À l’échelle géopolitique, vous faites remarquer la lutte de pouvoir entre la Chine et les États-Unis face aux enjeux de l’Intelligence artificielle. L’Europe ne risque-t-elle pas d’être la grande oubliée de ce combat ?

❚ P. B.: Elle l’est pour le moment. C’est à elle de se réveiller. Il semble qu’elle en ait maintenant pris conscience et que les dirigeants nationaux aient pris conscience de ce retard, qu’il était minuit moins deux et que si on ne se réveillait pas, nous allions tomber dans un sommeil éternel. La commission semble s’être mise en ordre de bataille.

Et nous, Français ?

❚ P. B. : Nous avons les meilleures écoles de mathématiques et d’ingénierie du monde mais comment faire pour ne pas servir de pouponnière pour les gens du digital ? Car il est plus intéressant d’aller travailler à l’étranger ou pour les filiales de groupes étrangers établis en France. Cela contribue à piller encore plus nos ressources.

Vous plaidez pour une plus forte régulation des acteurs de la Big Tech : par quoi passerait cette régulation ?

❚ P. B.: Il y a je pense un double-mouvement. À la fois, une régulation par les États mais aussi par l’action des individus qui – tout en étant consommateurs – doivent redevenir citoyens. Nous ne sommes pas obligés d’acheter chez Amazon plutôt qu’aller à la librairie du coin. On peut aussi faire valoir ses droits. Si WhatsApp est trop intrusif, on peut aller sur d’autres applications. C’est ce double mouvement, à la fois d’États qui ne doivent pas se laisser marcher sur les pieds et préserver leur fonction régalienne face aux industries du Big Tech mais aussi de nous, individus, qui devons faire en sorte que ces géants restent nos serviteurs et ne deviennent pas nos maîtres.


Pascal Boniface est directeur et fondateur de l’Institut de relations internationales et stratégiques (IRIS).
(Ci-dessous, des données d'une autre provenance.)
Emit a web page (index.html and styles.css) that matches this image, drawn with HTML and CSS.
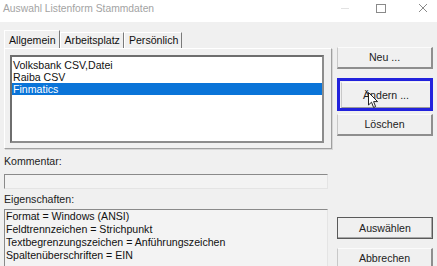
FILE: index.html
```html
<!DOCTYPE html>
<html lang="de">
<head>
  <meta charset="UTF-8" />
  <title>Auswahl Listenform Stammdaten</title>
  <link rel="stylesheet" href="styles.css">
</head>
<body>
  <div class="window">
    <div class="titlebar">
      <span class="title">Auswahl Listenform Stammdaten</span>
      <div class="controls">
        <span class="ctl min"></span>
        <span class="ctl max"></span>
        <svg class="ctl close" width="10" height="10" viewBox="0 0 10 10">
          <path d="M1 1 L9 9 M9 1 L1 9" stroke="#8a8a8a" stroke-width="1" fill="none"/>
        </svg>
      </div>
    </div>

    <div class="content">
      <div class="left">
        <div class="tabs">
          <div class="tab active">Allgemein</div>
          <div class="tab">Arbeitsplatz</div>
          <div class="tab">Persönlich</div>
        </div>
        <div class="tabpanel">
          <div class="listbox">
            <div class="row">Volksbank CSV,Datei</div>
            <div class="row">Raiba CSV</div>
            <div class="row selected">Finmatics</div>
          </div>
        </div>

        <div class="label first">Kommentar:</div>
        <div class="field comment"></div>

        <div class="label">Eigenschaften:</div>
        <div class="field props">
          <div class="line">Format = Windows (ANSI)</div>
          <div class="line">Feldtrennzeichen = Strichpunkt</div>
          <div class="line">Textbegrenzungszeichen = Anführungszeichen</div>
          <div class="line">Spaltenüberschriften = EIN</div>
        </div>
      </div>

      <div class="right">
        <div class="btn">Neu ...</div>
        <div class="focus">
          <div class="btn inner">Ändern ...</div>
        </div>
        <div class="btn">Löschen</div>

        <div class="btn default">Auswählen</div>
        <div class="btn last">Abbrechen</div>
      </div>
    </div>

    <!-- mouse pointer over the Ändern button -->
    <svg class="cursor" width="11" height="17" viewBox="0 0 11 17">
      <path d="M0.5 0.5 L0.5 13 L3.5 10.2 L5.6 15.5 L7.6 14.6 L5.6 9.6 L9.6 9.6 Z" fill="#fff" stroke="#222" stroke-width="1"/>
    </svg>
  </div>
</body>
</html>
```

FILE: styles.css
```css
* {
  margin: 0;
  padding: 0;
  box-sizing: border-box;
}

body {
  background: #f0f0f0;
  font-family: "Liberation Sans", Arial, sans-serif;
  font-size: 10.6px;
  color: #111;
  overflow: hidden;
}

.window {
  position: relative;
  width: 437px;
  height: 266px;
  background: #f0f0f0;
  overflow: hidden;
}

/* title bar */
.titlebar {
  height: 22px;
  background: #fff;
  display: flex;
  align-items: center;
  justify-content: space-between;
  padding: 0 0 6px 3px;
}

.title {
  font-size: 10.3px;
  color: #a3a3a3;
}

.controls {
  display: flex;
  align-items: center;
  height: 16px;
}

.ctl {
  display: block;
}

.min {
  width: 8px;
  height: 1px;
  background: #e2e2e2;
  margin-right: 27px;
}

.max {
  width: 10px;
  height: 9px;
  border: 1px solid #8a8a8a;
  margin-right: 32px;
}

.close {
  margin-right: 9px;
}

/* body of dialog */
.content {
  display: flex;
}

.left {
  width: 328px;
  margin-left: 4px;
}

.tabs {
  display: flex;
  margin-top: 8px;
  height: 18px;
  align-items: flex-end;
}

.tab {
  height: 16px;
  line-height: 15px;
  padding: 0 3px 0 4px;
  border-right: 1px solid #7a7a7a;
  border-top: 1px solid #fff;
  border-left: 1px solid #fff;
}

.tab.active {
  height: 18px;
  line-height: 18px;
  padding-left: 4px;
}

.tabpanel {
  border-top: 1px solid #fff;
  border-left: 1px solid #fff;
  border-right: 1px solid #a0a0a0;
  border-bottom: 1px solid #a0a0a0;
  box-shadow: 1px 1px 0 #d6d6d6;
  padding: 6px 7px 5px 5px;
}

.listbox {
  height: 88px;
  background: #fff;
  border: 2px solid #8c8c8c;
  border-top-color: #6e6e6e;
  border-left-color: #6e6e6e;
  padding-top: 2px;
}

.row {
  height: 12px;
  line-height: 12px;
  padding-left: 1px;
  white-space: nowrap;
}

.row.selected {
  background: #0a74d8;
  color: #fff;
}

.label {
  height: 13px;
  line-height: 13px;
  margin-top: 4px;
  color: #222;
}

.label.first {
  margin-top: 6px;
}

.field {
  width: 324px;
  border-top: 1px solid #8a8a8a;
  border-left: 1px solid #8a8a8a;
  border-right: 1px solid #e4e4e4;
  border-bottom: 1px solid #e4e4e4;
  background: #f3f3f3;
}

.comment {
  height: 15px;
  margin-top: 6px;
}

.props {
  margin-top: 3px;
  height: 70px;
  padding-left: 1px;
}

.line {
  height: 13px;
  line-height: 13px;
  white-space: nowrap;
}

/* buttons */
.right {
  display: flex;
  flex-direction: column;
  width: 96px;
  margin-left: 5px;
  padding-top: 25px;
}

.btn {
  height: 22px;
  line-height: 19px;
  text-align: center;
  color: #222;
  background: #f0f0f0;
  border-top: 1px solid #fbfbfb;
  border-left: 1px solid #c8c8c8;
  border-right: 2px solid #8e8e8e;
  border-bottom: 2px solid #8e8e8e;
  margin-bottom: 3px;
}

.focus {
  height: 33px;
  margin-top: 6px;
  margin-bottom: 3px;
  border: 3px solid #2222dc;
  padding: 1px 0 0 1px;
}

.btn.inner {
  height: 26px;
  line-height: 24px;
  border-right: none;
  border-bottom: 1px solid #9a9a9a;
  margin: 0;
}

.btn.default {
  margin-top: 78px;
  border: 1px solid #5a5a5a;
  box-shadow: inset -1px -1px 0 #a8a8a8;
  line-height: 20px;
  margin-bottom: 9px;
}

.btn.last {
  height: 24px;
}

.cursor {
  position: absolute;
  left: 368px;
  top: 92px;
}
```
Spécialiste de géopolitique, il a traité, au travers de plus de soixante ouvrages, traduits dans plusieurs langues, des conflits géopolitiques mondiaux. «Géopolitique de l’Intelligence artificielle – Comment la révolution numérique va bouleverser nos sociétés» (208 pages, Éditions Eyrolles) est sa première incursion dans le monde des nouvelles technologies.